## What to work on:
Please report every line from the material that contains the word "this".

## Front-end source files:
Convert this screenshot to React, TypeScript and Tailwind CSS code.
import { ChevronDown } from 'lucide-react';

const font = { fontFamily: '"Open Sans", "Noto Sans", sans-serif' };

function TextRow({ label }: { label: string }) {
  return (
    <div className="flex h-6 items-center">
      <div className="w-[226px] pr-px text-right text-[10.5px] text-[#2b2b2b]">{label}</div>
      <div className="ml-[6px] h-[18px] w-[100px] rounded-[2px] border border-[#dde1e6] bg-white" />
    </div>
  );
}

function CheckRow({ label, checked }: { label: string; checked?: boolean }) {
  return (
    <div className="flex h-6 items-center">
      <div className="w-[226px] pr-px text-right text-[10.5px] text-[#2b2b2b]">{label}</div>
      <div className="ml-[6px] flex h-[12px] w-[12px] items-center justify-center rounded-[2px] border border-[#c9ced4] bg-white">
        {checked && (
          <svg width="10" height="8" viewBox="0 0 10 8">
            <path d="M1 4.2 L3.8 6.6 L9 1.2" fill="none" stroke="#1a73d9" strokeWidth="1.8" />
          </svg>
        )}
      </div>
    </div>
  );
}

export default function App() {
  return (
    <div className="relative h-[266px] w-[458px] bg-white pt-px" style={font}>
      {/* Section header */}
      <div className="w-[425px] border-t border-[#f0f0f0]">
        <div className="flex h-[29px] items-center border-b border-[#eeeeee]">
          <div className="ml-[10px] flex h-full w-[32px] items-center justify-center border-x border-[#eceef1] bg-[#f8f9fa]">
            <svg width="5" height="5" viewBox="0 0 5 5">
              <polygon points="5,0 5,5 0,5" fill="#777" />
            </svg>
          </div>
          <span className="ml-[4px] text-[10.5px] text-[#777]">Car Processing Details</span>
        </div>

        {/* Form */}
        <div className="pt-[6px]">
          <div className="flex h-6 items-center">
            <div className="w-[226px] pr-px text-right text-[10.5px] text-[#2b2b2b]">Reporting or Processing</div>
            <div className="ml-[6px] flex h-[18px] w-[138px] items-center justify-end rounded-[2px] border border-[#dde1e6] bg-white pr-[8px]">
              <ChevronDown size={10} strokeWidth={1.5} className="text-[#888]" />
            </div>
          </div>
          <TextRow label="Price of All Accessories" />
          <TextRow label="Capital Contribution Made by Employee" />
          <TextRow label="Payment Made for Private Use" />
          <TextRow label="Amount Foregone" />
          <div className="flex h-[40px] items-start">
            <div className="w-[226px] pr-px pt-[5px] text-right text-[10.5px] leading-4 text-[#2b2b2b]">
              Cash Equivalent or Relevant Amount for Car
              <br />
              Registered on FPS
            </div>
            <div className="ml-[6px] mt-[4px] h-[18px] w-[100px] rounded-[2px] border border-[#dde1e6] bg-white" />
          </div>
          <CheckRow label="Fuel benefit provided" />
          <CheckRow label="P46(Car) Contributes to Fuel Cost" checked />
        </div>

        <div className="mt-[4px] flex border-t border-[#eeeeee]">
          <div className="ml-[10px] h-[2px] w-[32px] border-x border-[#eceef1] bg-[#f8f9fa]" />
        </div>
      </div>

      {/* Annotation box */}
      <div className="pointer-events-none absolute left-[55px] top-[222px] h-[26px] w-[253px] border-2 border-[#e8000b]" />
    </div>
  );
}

--

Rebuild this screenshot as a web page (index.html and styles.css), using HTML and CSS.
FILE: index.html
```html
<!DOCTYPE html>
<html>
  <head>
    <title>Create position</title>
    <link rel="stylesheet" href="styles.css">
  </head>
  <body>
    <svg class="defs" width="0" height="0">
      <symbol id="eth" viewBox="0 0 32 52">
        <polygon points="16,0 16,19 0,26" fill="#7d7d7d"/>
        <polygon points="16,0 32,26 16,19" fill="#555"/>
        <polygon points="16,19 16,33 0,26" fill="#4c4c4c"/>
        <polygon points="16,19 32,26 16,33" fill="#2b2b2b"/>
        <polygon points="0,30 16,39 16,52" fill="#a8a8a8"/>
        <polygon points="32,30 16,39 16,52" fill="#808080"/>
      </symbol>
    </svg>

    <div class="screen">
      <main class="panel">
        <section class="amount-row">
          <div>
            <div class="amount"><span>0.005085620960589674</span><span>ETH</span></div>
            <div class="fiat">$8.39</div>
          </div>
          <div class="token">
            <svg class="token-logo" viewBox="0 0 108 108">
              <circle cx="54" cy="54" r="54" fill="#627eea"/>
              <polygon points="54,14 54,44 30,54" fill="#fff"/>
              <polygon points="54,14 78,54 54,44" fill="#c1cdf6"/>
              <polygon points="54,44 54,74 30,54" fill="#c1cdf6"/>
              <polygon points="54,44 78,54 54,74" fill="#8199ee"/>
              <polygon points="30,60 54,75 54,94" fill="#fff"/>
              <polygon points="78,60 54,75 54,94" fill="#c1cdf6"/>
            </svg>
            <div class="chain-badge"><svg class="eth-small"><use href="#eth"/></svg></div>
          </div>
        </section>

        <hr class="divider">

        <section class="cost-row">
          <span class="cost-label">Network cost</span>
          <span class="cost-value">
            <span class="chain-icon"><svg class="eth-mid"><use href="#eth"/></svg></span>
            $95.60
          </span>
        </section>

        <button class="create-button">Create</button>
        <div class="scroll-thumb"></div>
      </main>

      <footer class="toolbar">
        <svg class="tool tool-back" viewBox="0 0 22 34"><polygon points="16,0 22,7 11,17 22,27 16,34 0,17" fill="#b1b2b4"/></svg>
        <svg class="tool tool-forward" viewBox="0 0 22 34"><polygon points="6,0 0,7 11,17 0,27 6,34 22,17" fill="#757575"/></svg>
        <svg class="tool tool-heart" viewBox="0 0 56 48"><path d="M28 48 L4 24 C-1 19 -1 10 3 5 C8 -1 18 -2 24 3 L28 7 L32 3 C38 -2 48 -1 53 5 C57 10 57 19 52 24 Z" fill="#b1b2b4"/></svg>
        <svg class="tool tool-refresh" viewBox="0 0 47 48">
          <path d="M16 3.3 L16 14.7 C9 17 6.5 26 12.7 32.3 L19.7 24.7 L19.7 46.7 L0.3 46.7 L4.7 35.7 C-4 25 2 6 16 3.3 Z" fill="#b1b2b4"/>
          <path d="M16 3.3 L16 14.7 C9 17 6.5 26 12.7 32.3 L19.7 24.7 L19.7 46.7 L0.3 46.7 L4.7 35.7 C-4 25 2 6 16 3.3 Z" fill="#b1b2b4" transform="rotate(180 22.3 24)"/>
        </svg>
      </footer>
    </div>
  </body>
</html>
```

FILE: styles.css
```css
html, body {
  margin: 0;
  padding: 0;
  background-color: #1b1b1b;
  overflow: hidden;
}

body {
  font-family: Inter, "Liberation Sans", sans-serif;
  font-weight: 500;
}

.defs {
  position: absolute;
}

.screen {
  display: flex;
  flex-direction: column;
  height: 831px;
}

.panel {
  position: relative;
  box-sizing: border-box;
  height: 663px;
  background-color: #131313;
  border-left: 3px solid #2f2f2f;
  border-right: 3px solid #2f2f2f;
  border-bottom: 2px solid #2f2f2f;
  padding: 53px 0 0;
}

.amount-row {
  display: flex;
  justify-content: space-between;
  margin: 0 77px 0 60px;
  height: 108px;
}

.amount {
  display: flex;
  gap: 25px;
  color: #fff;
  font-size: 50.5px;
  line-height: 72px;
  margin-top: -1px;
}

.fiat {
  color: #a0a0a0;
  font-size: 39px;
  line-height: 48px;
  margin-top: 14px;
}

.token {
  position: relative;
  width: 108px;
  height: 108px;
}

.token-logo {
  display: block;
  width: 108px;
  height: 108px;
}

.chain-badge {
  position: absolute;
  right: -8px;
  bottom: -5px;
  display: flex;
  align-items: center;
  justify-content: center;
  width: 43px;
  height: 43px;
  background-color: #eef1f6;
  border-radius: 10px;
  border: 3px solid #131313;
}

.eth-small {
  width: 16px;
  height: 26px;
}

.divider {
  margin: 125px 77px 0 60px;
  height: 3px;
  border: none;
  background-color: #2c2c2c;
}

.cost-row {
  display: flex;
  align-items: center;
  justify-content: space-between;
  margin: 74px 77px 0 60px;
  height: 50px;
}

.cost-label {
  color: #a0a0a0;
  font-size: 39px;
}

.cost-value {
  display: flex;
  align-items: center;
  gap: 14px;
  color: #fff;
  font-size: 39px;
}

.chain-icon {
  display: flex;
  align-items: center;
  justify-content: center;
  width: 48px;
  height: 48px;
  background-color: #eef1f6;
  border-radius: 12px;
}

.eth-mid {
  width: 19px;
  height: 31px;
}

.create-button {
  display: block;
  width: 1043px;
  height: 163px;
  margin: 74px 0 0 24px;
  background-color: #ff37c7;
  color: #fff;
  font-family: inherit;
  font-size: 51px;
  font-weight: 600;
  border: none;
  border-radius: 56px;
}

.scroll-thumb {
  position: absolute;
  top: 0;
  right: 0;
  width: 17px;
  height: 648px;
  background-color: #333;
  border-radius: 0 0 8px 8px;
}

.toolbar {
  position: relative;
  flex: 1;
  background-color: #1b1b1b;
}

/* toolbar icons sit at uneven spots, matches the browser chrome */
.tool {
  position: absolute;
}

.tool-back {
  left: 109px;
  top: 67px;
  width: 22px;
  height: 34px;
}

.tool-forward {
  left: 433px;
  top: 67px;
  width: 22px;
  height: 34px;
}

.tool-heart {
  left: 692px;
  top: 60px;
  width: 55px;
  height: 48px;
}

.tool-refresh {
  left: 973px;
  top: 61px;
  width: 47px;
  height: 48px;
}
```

## Full answer:
Convert this screenshot to React, TypeScript and Tailwind CSS code.
Rebuild this screenshot as a web page (index.html and styles.css), using HTML and CSS.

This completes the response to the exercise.